Eleanor Oliphant is Completely Fine by Gail Honeyman: I really enjoyed this novel, and found it charming and quite original. In the titular Eleanor Oliphant, Gail Honeyman created one of the most vivid, sharply-drawn, and intriguing characters I've encountered in any book in years. And I like that it has an uplifting, positive ending, one that Eleanor works hard for.

The Unwinding of the Miracle by Julie Yip-Williams: I first learned about this book from Kathy. It's an extremely powerful memoir. Julie Yip-Williams writes in such a direct and honest way.

Born a Crime by Trevor Noah: I'm quite a few years late to the party when it comes to reading and recommending this book. It's as great as everyone says it is. Trevor Noah has an incredible life story, and an incredible writer's voice. I didn't want this book to end, and if Trevor Noah ever publishes another memoir covering other periods of his life, I would buy it immediately. This book was that good!

Heavy by Kiese Laymon: I think I waited for this one longer than I've ever waited for any other ebook from the New York Public Library ("NYPL"), more than six months.* And it was absolutely worth the wait. Out of all the memoirs on my list, this is by far the most unflinching, the most unrelenting, and the most challenging, particularly when it comes to discussing racism in the US.

And now for those "honorable mentions," of novels I greatly enjoyed, but that I can't recommend quite as wholeheartedly: The Incendiaries by R.O. Kwon, My Year of Rest and Relaxation by Ottessa Moshfegh, and The Farm by Joanne Ramos. I found The Incendiaries delightfully strange and surreal, but I'm not sure that mine is an entirely accurate reading of the novel, since my experience of it seems inconsistent with a lot of reviews out there. As for My Year of Rest and Relaxation and The Farm, they're very different books, but they're similar in that they both started with an intriguing, creative premise, but there were significant issues with execution. Both novels also happen to have weak endings that sort of just fizzle out. The Farm, in particular, is a book that might not be what readers expect based on the summary. It starts with an idea that could easily go in a more dystopian, Handmaid's Tale-esque direction, but ends up being a sometimes-clumsy novel focused more on class inequality than anything else, without really examining the many other themes implicated by the novel's premise.

What were your favorite books that you read this year? How's the ebook selection at your local library? (The NYPL's is pretty good, but there are also a number of popular works that they never end up buying as ebooks.) What's the longest you've ever been on the library waiting list for a popular book, whether hard copy or ebook?

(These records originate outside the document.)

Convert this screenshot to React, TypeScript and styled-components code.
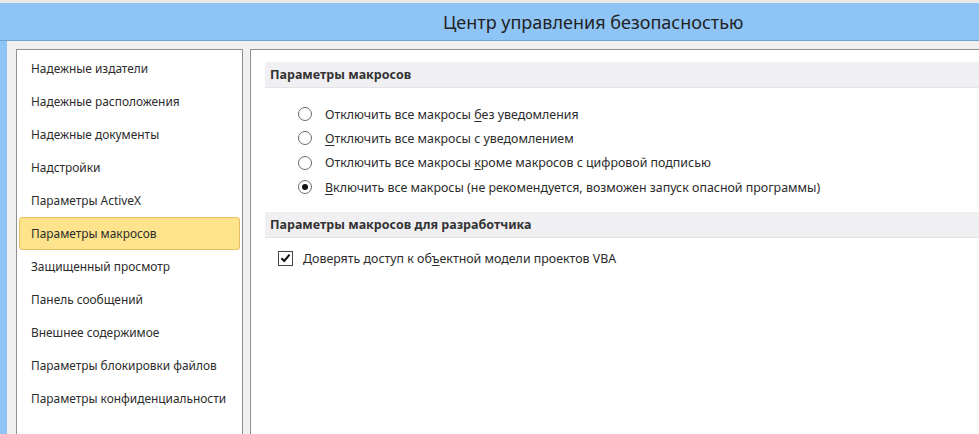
import styled, { createGlobalStyle } from "styled-components";

const GlobalStyle = createGlobalStyle`
    html, body {
        margin: 0;
        padding: 0;
        overflow: hidden;
    }
    body {
        font-family: "Noto Sans", "Open Sans", sans-serif;
        color: #2b2b2b;
    }
`;

const Window = styled.div`
    width: 979px;
    height: 434px;
    display: flex;
    flex-direction: column;
    background: #8ec5f6;
    border-top: 3px solid #e9e9e9;
    box-sizing: border-box;
    overflow: hidden;
`;

const TitleBar = styled.header`
    height: 37px;
    flex-shrink: 0;
    display: flex;
    align-items: center;
    padding-left: 443px;
    border-bottom: 1px solid #6fa3d2;
    font-size: 18px;
    color: #222;
`;

const Body = styled.div`
    flex: 1;
    margin-left: 7px;
    background: #f0f0f0;
    padding: 8px 0 0 9px;
    display: grid;
    grid-template-columns: 227px 1fr;
    column-gap: 7px;
    min-height: 0;
`;

const Panel = styled.div`
    background: #fff;
    border: 1px solid #8f8f8f;
    border-bottom: none;
    box-sizing: border-box;
`;

const Sidebar = styled(Panel)`
    padding: 2px 1px 0;
`;

const NavItem = styled.div<{ $active?: boolean }>`
    height: 33px;
    display: flex;
    align-items: center;
    padding: 0 0 1px 11px;
    box-sizing: border-box;
    font-size: 11.9px;
    border-radius: 3px;
    margin: 0 1px;
    border: 1px solid ${(p) => (p.$active ? "#e5c062" : "transparent")};
    background: ${(p) => (p.$active ? "#fde48c" : "transparent")};
`;

const Content = styled(Panel)`
    border-right: none;
    padding: 12px 0 0 14px;
`;

const SectionHeader = styled.div`
    height: 26px;
    display: flex;
    align-items: center;
    padding-left: 5px;
    background: #f0f0f3;
    border-bottom: 1px solid #e3e3e8;
    box-sizing: border-box;
    font-size: 12.5px;
    font-weight: 700;
    color: #333;
`;

const OptionList = styled.div<{ $indent: number; $top: number }>`
    padding: ${(p) => p.$top}px 0 13px ${(p) => p.$indent}px;
`;

const Option = styled.label`
    height: 24.3px;
    display: flex;
    align-items: center;
    font-size: 12.4px;
`;

const Radio = styled.span<{ $checked?: boolean }>`
    width: 14px;
    height: 14px;
    border-radius: 50%;
    border: 1px solid #6a6a6a;
    background: #fff;
    box-sizing: border-box;
    margin-right: 13px;
    display: flex;
    align-items: center;
    justify-content: center;

    &::after {
        content: "";
        width: 6px;
        height: 6px;
        border-radius: 50%;
        background: #111;
        display: ${(p) => (p.$checked ? "block" : "none")};
    }
`;

const CheckBox = styled.span`
    width: 15px;
    height: 15px;
    border: 1px solid #444;
    background: #fff;
    box-sizing: border-box;
    margin-right: 10px;
    display: flex;
    align-items: center;
    justify-content: center;
`;

const Key = styled.u`
    text-underline-offset: 2px;
`;

const navItems = [
    "Надежные издатели",
    "Надежные расположения",
    "Надежные документы",
    "Надстройки",
    "Параметры ActiveX",
    "Параметры макросов",
    "Защищенный просмотр",
    "Панель сообщений",
    "Внешнее содержимое",
    "Параметры блокировки файлов",
    "Параметры конфиденциальности",
];

export default function App() {
    return (
        <Window>
            <GlobalStyle />
            <TitleBar>Центр управления безопасностью</TitleBar>
            <Body>
                <Sidebar>
                    {navItems.map((item) => (
                        <NavItem key={item} $active={item === "Параметры макросов"}>
                            {item}
                        </NavItem>
                    ))}
                </Sidebar>
                <Content>
                    <SectionHeader>Параметры макросов</SectionHeader>
                    <OptionList $indent={33} $top={14}>
                        <Option>
                            <Radio />
                            <span>
                                Отключить все макросы <Key>б</Key>ез уведомления
                            </span>
                        </Option>
                        <Option>
                            <Radio />
                            <span>
                                <Key>О</Key>тключить все макросы с уведомлением
                            </span>
                        </Option>
                        <Option>
                            <Radio />
                            <span>
                                Отключить все макросы <Key>к</Key>роме макросов с цифровой подписью
                            </span>
                        </Option>
                        <Option>
                            <Radio $checked />
                            <span>
                                <Key>В</Key>ключить все макросы (не рекомендуется, возможен запуск опасной программы)
                            </span>
                        </Option>
                    </OptionList>
                    <SectionHeader>Параметры макросов для разработчика</SectionHeader>
                    <OptionList $indent={13} $top={8}>
                        <Option>
                            <CheckBox>
                                <svg width="11" height="10" viewBox="0 0 11 10">
                                    <path d="M1.5 5.2 L4.2 8 L9.6 1.6" fill="none" stroke="#111" strokeWidth="2" />
                                </svg>
                            </CheckBox>
                            <span>
                                Доверять доступ к об<Key>ъ</Key>ектной модели проектов VBA
                            </span>
                        </Option>
                    </OptionList>
                </Content>
            </Body>
        </Window>
    );
}
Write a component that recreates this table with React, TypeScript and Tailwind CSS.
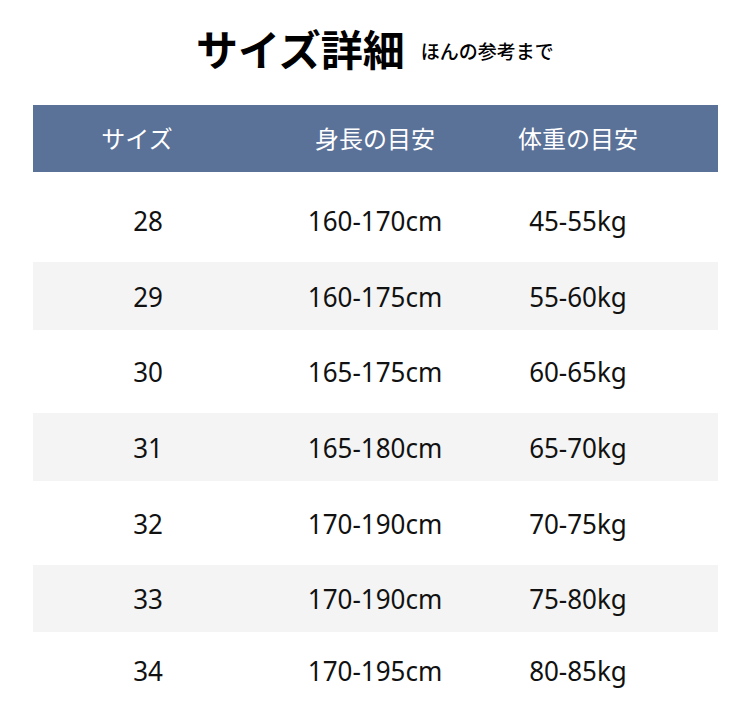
const rows = [
  { size: "28", height: "160-170cm", weight: "45-55kg", h: "h-[90px] pt-[6px]", bg: "bg-white" },
  { size: "29", height: "160-175cm", weight: "55-60kg", h: "h-[68px]", bg: "bg-[#f4f4f4]" },
  { size: "30", height: "165-175cm", weight: "60-65kg", h: "h-[83px]", bg: "bg-white" },
  { size: "31", height: "165-180cm", weight: "65-70kg", h: "h-[68px]", bg: "bg-[#f4f4f4]" },
  { size: "32", height: "170-190cm", weight: "70-75kg", h: "h-[84px]", bg: "bg-white" },
  { size: "33", height: "170-190cm", weight: "75-80kg", h: "h-[67px]", bg: "bg-[#f4f4f4]" },
  { size: "34", height: "170-195cm", weight: "80-85kg", h: "h-[77px]", bg: "bg-white" },
]

export default function App() {
  return (
    <div
      className="w-[750px] h-[709px] bg-white overflow-hidden"
      style={{ fontFamily: '"Noto Sans", "Noto Sans CJK JP", sans-serif' }}
    >
      {/* Title */}
      <div className="h-[105px] flex items-start justify-center gap-[16px] pt-[25px]">
        <h1 className="text-[42px] leading-[50px] font-bold text-black">サイズ詳細</h1>
        <span className="text-[19px] leading-[50px] font-medium text-black pt-[2px]">ほんの参考まで</span>
      </div>

      <div className="mx-[33px] w-[685px]">
        {/* Header */}
        <div className="grid grid-cols-[230px_224px_182px_1fr] h-[67px] items-center bg-[#5a7198] text-white text-[24px]">
          <div className="text-center pr-[22px]">サイズ</div>
          <div className="text-center">身長の目安</div>
          <div className="text-center">体重の目安</div>
          <div />
        </div>

        {/* Rows */}
        {rows.map((r) => (
          <div
            key={r.size}
            className={`grid grid-cols-[230px_224px_182px_1fr] items-center text-[26px] text-[#111] ${r.h} ${r.bg}`}
          >
            <div className="text-center">
              <span className="inline-block scale-y-[1.08]">{r.size}</span>
            </div>
            <div className="text-center">
              <span className="inline-block scale-y-[1.08]">{r.height}</span>
            </div>
            <div className="text-center">
              <span className="inline-block scale-y-[1.08]">{r.weight}</span>
            </div>
            <div />
          </div>
        ))}
      </div>
    </div>
  )
}
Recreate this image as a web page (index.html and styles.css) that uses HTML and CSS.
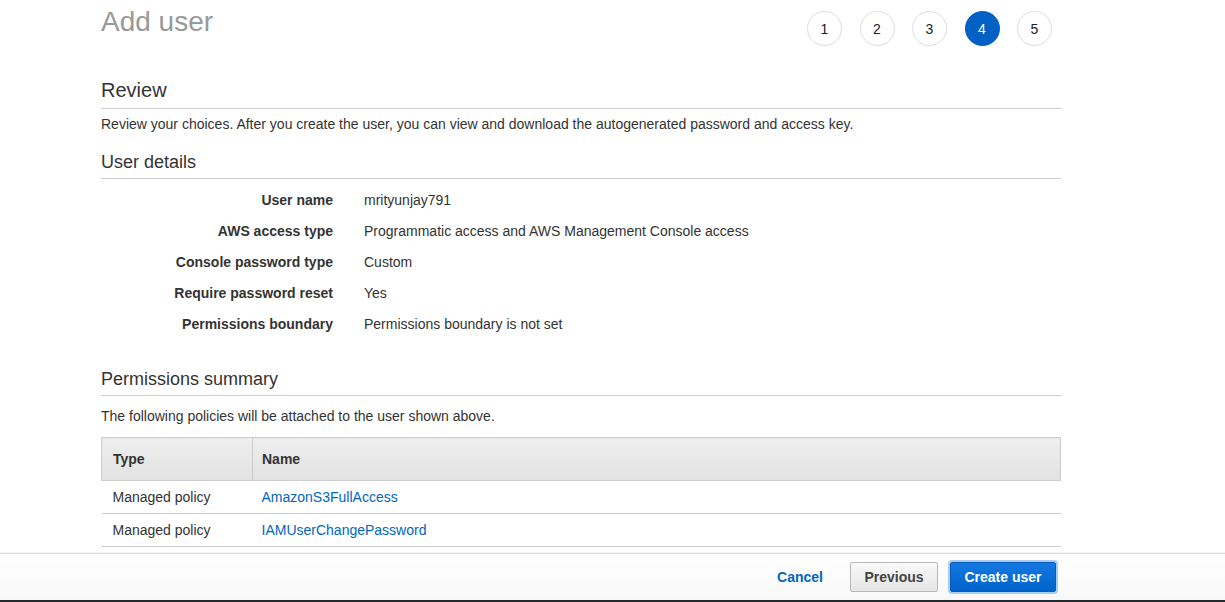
FILE: index.html
```html
<!DOCTYPE html>
<html>
<head>
<meta charset="utf-8">
<title>Add user</title>
<link rel="stylesheet" href="styles.css">
</head>
<body>
<div class="page">
  <div class="content">
    <div class="header">
      <h1 class="title">Add user</h1>
      <ol class="steps">
        <li class="step">1</li>
        <li class="step">2</li>
        <li class="step">3</li>
        <li class="step step-active">4</li>
        <li class="step">5</li>
      </ol>
    </div>

    <h2 class="section-title">Review</h2>
    <p class="desc">Review your choices. After you create the user, you can view and download the autogenerated password and access key.</p>

    <h3 class="sub-title">User details</h3>
    <dl class="details">
      <div class="detail-row"><dt>User name</dt><dd>mrityunjay791</dd></div>
      <div class="detail-row"><dt>AWS access type</dt><dd>Programmatic access and AWS Management Console access</dd></div>
      <div class="detail-row"><dt>Console password type</dt><dd>Custom</dd></div>
      <div class="detail-row"><dt>Require password reset</dt><dd>Yes</dd></div>
      <div class="detail-row"><dt>Permissions boundary</dt><dd>Permissions boundary is not set</dd></div>
    </dl>

    <h3 class="sub-title perm-title">Permissions summary</h3>
    <p class="desc perm-desc">The following policies will be attached to the user shown above.</p>

    <table class="policies">
      <thead>
        <tr><th class="col-type">Type</th><th class="col-name">Name</th></tr>
      </thead>
      <tbody>
        <tr><td class="col-type">Managed policy</td><td class="col-name"><a href="#">AmazonS3FullAccess</a></td></tr>
        <tr><td class="col-type">Managed policy</td><td class="col-name"><a href="#">IAMUserChangePassword</a></td></tr>
      </tbody>
    </table>
  </div>

  <div class="footer">
    <div class="footer-inner">
      <a href="#" class="btn-link">Cancel</a>
      <button class="btn btn-secondary">Previous</button>
      <button class="btn btn-primary">Create user</button>
    </div>
  </div>
  <div class="bottom-bar"></div>
</div>
</body>
</html>
```

FILE: styles.css
```css
* {
  box-sizing: border-box;
}

html, body {
  margin: 0;
  padding: 0;
  background: #fff;
}

body {
  font-family: "Helvetica Neue", "Liberation Sans", Arial, sans-serif;
  font-size: 14px;
  color: #333;
}

.page {
  width: 1225px;
  height: 602px;
  display: flex;
  flex-direction: column;
  overflow: hidden;
}

.content {
  width: 960px;
  margin-left: 101px;
  flex: 1;
}

.header {
  display: flex;
  justify-content: space-between;
  align-items: flex-start;
  height: 48px;
}

.title {
  margin: 2px 0 0;
  font-size: 28px;
  line-height: 40px;
  font-weight: 400;
  color: #999;
}

.steps {
  list-style: none;
  margin: 11px 9px 0 0;
  padding: 0;
  display: flex;
  gap: 17.5px;
}

.step {
  width: 35px;
  height: 35px;
  border-radius: 50%;
  border: 1px solid #ddd;
  display: flex;
  align-items: center;
  justify-content: center;
  font-size: 14px;
  color: #222;
  background: #fff;
}

.step-active {
  background: #0060c4;
  border-color: #0060c4;
  color: #fff;
}

.section-title {
  margin: 30px 0 0;
  font-size: 20px;
  line-height: 24px;
  font-weight: 400;
  color: #333;
  padding-bottom: 6px;
  border-bottom: 1px solid #ccc;
}

.desc {
  margin: 5px 0 0;
  line-height: 20px;
  color: #333;
}

.sub-title {
  margin: 17px 0 0;
  font-size: 18px;
  line-height: 22px;
  font-weight: 400;
  color: #333;
  padding-bottom: 5px;
  border-bottom: 1px solid #ccc;
}

.details {
  margin: 6px 0 0;
  padding: 0;
}

.detail-row {
  display: flex;
  line-height: 31px;
}

.detail-row dt {
  width: 232px;
  text-align: right;
  font-weight: 700;
  color: #333;
}

.detail-row dd {
  margin: 0 0 0 31px;
  color: #333;
}

.perm-title {
  margin-top: 28px;
}

.perm-desc {
  margin-top: 10px;
}

.policies {
  margin-top: 11px;
  width: 100%;
  border-collapse: collapse;
}

.policies th {
  height: 43px;
  text-align: left;
  font-weight: 700;
  color: #333;
  background: linear-gradient(#eeeeee, #e2e2e2);
  border: 1px solid #ccc;
}

.policies th.col-type {
  padding-left: 11px;
  width: 151px;
}

.policies th.col-name {
  padding-left: 9px;
}

.policies td {
  height: 33px;
  border-bottom: 1px solid #ccc;
  color: #333;
}

.policies td.col-type {
  padding-left: 11px;
}

.policies td.col-name {
  padding-left: 9px;
}

.policies a {
  color: #0066c0;
  text-decoration: none;
}

.footer {
  height: 47px;
  border-top: 1px solid #ddd;
  box-shadow: 0 -1px 0 #f2f2f2;
  background: linear-gradient(#ffffff, #f8f8f8);
}

.footer-inner {
  width: 960px;
  margin-left: 101px;
  height: 100%;
  display: flex;
  justify-content: flex-end;
  align-items: center;
  padding-right: 5px;
  padding-bottom: 1px;
}

.btn-link {
  font-weight: 700;
  color: #0066c0;
  text-decoration: none;
  margin-right: 27px;
}

.btn {
  font-family: inherit;
  font-size: 14px;
  font-weight: 700;
  height: 30px;
  border-radius: 2px;
  cursor: pointer;
}

.btn-secondary {
  width: 88px;
  color: #444;
  background: linear-gradient(#f9f9f9, #e6e6e6);
  border: 1px solid #b8b8b8;
}

.btn-primary {
  width: 106px;
  margin-left: 12px;
  color: #fff;
  background: linear-gradient(#1579e3, #0063cc);
  border: 1px solid #0a5cb8;
  box-shadow: 0 0 0 2px #a9cdf5;
}

.bottom-bar {
  height: 2px;
  background: #23282d;
}
```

* Admittedly, this isn't the most accurate measure of a book's popularity, since the NYPL doesn't order the same number of ebook copies for every hyper-popular or well-reviewed book. Most similarly popular books have much larger orders. The entire NYPL system only has 11 ebook copies of Heavy, but typically has at least 30 to 40 copies of other popular ebooks, and sometimes a lot more than that. (I'm also aware that libraries may not be able to immediately buy ebook copies of every bestseller. There are also many hyper-popular bestsellers that the NYPL doesn't own any ebook copies of.)